For some time, one-to-one marketing has enjoyed prominence, especially for the Millennial and Gen Z generations – raised in a world of “hyper-personalization” in everything from smartphones to tailored apps. 

Some examples of successful implementation of this technique include Instagram providing their subscriber’s personalized shopping and influencer ads, Amazon offering product recommendations (reportedly to a 44% customer buy rate), and even Target’s reported sending of pregnancy-related promotions to female customers based on data merely predicting they were pregnant. 

While hyper-personalization has become a norm and expectation for many, at the same time, brands shouldn’t take this for granted.
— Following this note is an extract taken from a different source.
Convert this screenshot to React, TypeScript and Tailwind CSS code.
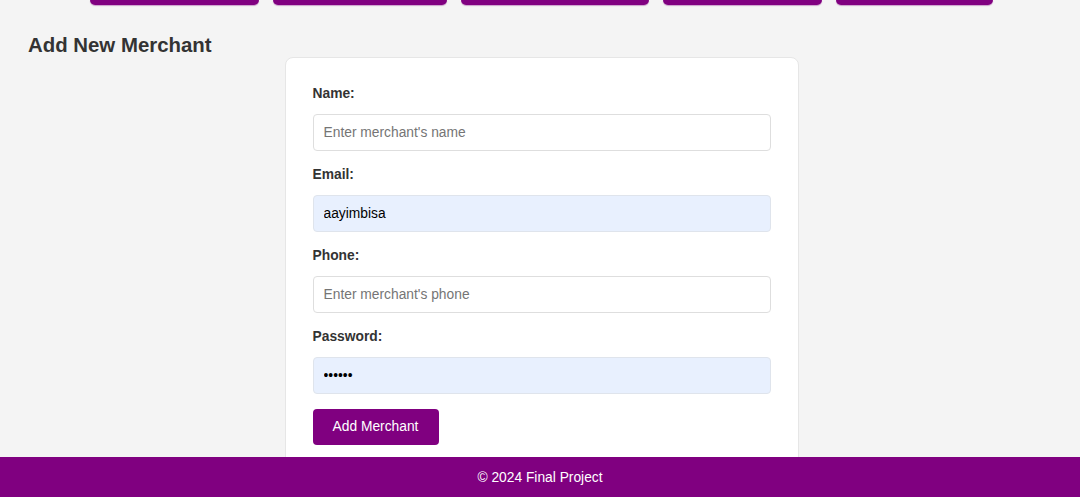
import { useState, FormEvent } from 'react';

const navWidths = ['w-[169px]', 'w-[174px]', 'w-[188px]', 'w-[159px]', 'w-[157px]'];

export default function App() {
    const [name, setName] = useState('');
    const [email, setEmail] = useState('aayimbisa');
    const [phone, setPhone] = useState('');
    const [password, setPassword] = useState('123456');

    const handleSubmit = (e: FormEvent<HTMLFormElement>) => {
        e.preventDefault();
    };

    return (
        <div className="min-h-screen bg-[#f4f4f4] text-[#333] font-['Liberation_Sans',Arial,sans-serif] pb-[60px]">
            <nav className="flex justify-center gap-[14px] pl-[2px]">
                {navWidths.map((w, i) => (
                    <div key={i} className={`${w} h-[5px] bg-[#800080] rounded-b-[5px] shadow-[0_1px_1px_rgba(128,0,128,0.35)]`}></div>
                ))}
            </nav>

            <h2 className="ml-[28px] mt-[28px] text-[20.4px] leading-[24px] font-bold text-[#333]">Add New Merchant</h2>

            <div className="flex justify-center pl-[3px]">
                <form onSubmit={handleSubmit} className="w-[514px] bg-white border border-[#e6e6e6] rounded-[8px] px-[27px] pt-[27px] pb-[28px]">
                    <label className="block text-[13.8px] leading-[17px] font-bold mb-[12px]">Name:</label>
                    <input
                        type="text"
                        value={name}
                        placeholder="Enter merchant's name"
                        onChange={(e) => setName(e.target.value)}
                        className="block w-full h-[37px] mb-[15px] px-[10px] text-[13.8px] text-black placeholder:text-[#757575] border border-[#dedede] rounded-[4px] outline-none"
                    />
                    <label className="block text-[13.8px] leading-[17px] font-bold mb-[12px]">Email:</label>
                    <input
                        type="text"
                        value={email}
                        onChange={(e) => setEmail(e.target.value)}
                        className="block w-full h-[37px] mb-[15px] px-[10px] text-[13.8px] text-black bg-[#e8f0fe] border border-[#dfe4ec] rounded-[4px] outline-none"
                    />
                    <label className="block text-[13.8px] leading-[17px] font-bold mb-[12px]">Phone:</label>
                    <input
                        type="text"
                        value={phone}
                        placeholder="Enter merchant's phone"
                        onChange={(e) => setPhone(e.target.value)}
                        className="block w-full h-[37px] mb-[15px] px-[10px] text-[13.8px] text-black placeholder:text-[#757575] border border-[#dedede] rounded-[4px] outline-none"
                    />
                    <label className="block text-[13.8px] leading-[17px] font-bold mb-[12px]">Password:</label>
                    <input
                        type="password"
                        value={password}
                        onChange={(e) => setPassword(e.target.value)}
                        className="block w-full h-[37px] mb-[15px] px-[10px] text-[13.8px] text-black bg-[#e8f0fe] border border-[#dfe4ec] rounded-[4px] outline-none"
                    />
                    <button type="submit" className="w-[126px] h-[36px] bg-[#800080] text-white text-[13.8px] rounded-[4px]">Add Merchant</button>
                </form>
            </div>

            <footer className="fixed bottom-0 left-0 right-0 h-[40px] pt-[3px] flex items-center justify-center bg-[#800080] text-white text-[13.8px]">
                © 2024 Final Project
            </footer>
        </div>
    );
}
Such success can bring significant cost as well. 

Learn More: AI: The Magic Ingredient for Customer Experience in 2020

Millennials Strongly Desire Customization

Our survey suggested that Millennials show preference over other generations in customizable products and services. For example, more than half of Millennials surveyed (56%) said they would swap their current brand for a brand that customizes to them while only 26% of Boomers were likely to switch from their current brand. 

The high consumer appetite for customization is clearly shown here, and for brands to oblige, there needs to be an inflow of personal information. The consumers’ willingness to hand over personal data, however, is conditional. 

How Brands Can Achieve Balance: 

As a marketer, establishing consumer trust and tailoring experiences to them can be achieved by following these two pathways: 

  • Assess the meaning of “trust” to your customers. How is it defined by your customers? How strong is it to begin with, and what can you do to strengthen it further? For example, 44% of Millennials in our survey were willing to buy a company’s product if aware of its business practices, even if they didn’t agree with them.
     

The survey responses here highlight how brand transparency often serves as a key prerequisite to gaining consumer trust. But trust can carry different meanings for different brands and their respective consumers. That is, where one consumer may base their trust on the product itself, (such as the quality or ethics of its manufacturing) another may be more concerned with the authenticity of a brand’s marketing influencers. 

  • Cultivate authentic methods of personalization. How does personalization look, from your customers’ perspective? Our survey found that 75% of Millennial and Gen X respondents expect all digital marketing will be tailored to their preferences at all times within 3-5 years.
     

For this projection to become a future reality, it will be essential for brands to maintain a level of timeliness. For instance, it may initially make sense to push smartwatch ads to a customer that spends considerable time comparing smartwatch features and pricing online. But, following their purchase of a smartwatch, a different type of advertising becomes more appropriate – content around product use and maintenance. 

Furthermore, it helps for marketers to understand that personalization is not always linear, and correctly pinpointing the forms that provide the most value to your consumers is an ongoing process. 

The Bottom Line

Personalization is not a fleeting business trend: it is a marketing “must” that we can expect to continue for the foreseeable future. Ultimately, these findings speak to consumers’ hunger for a hyper-personalized approach to building a relationship with retailers and brands. And, it’s an incredibly powerful opportunity. But success or failure hinges on retailers developing a type of “fair value exchange” with consumers to ensure this opportunity translates into stronger loyalty, meaningful conversations and business growth.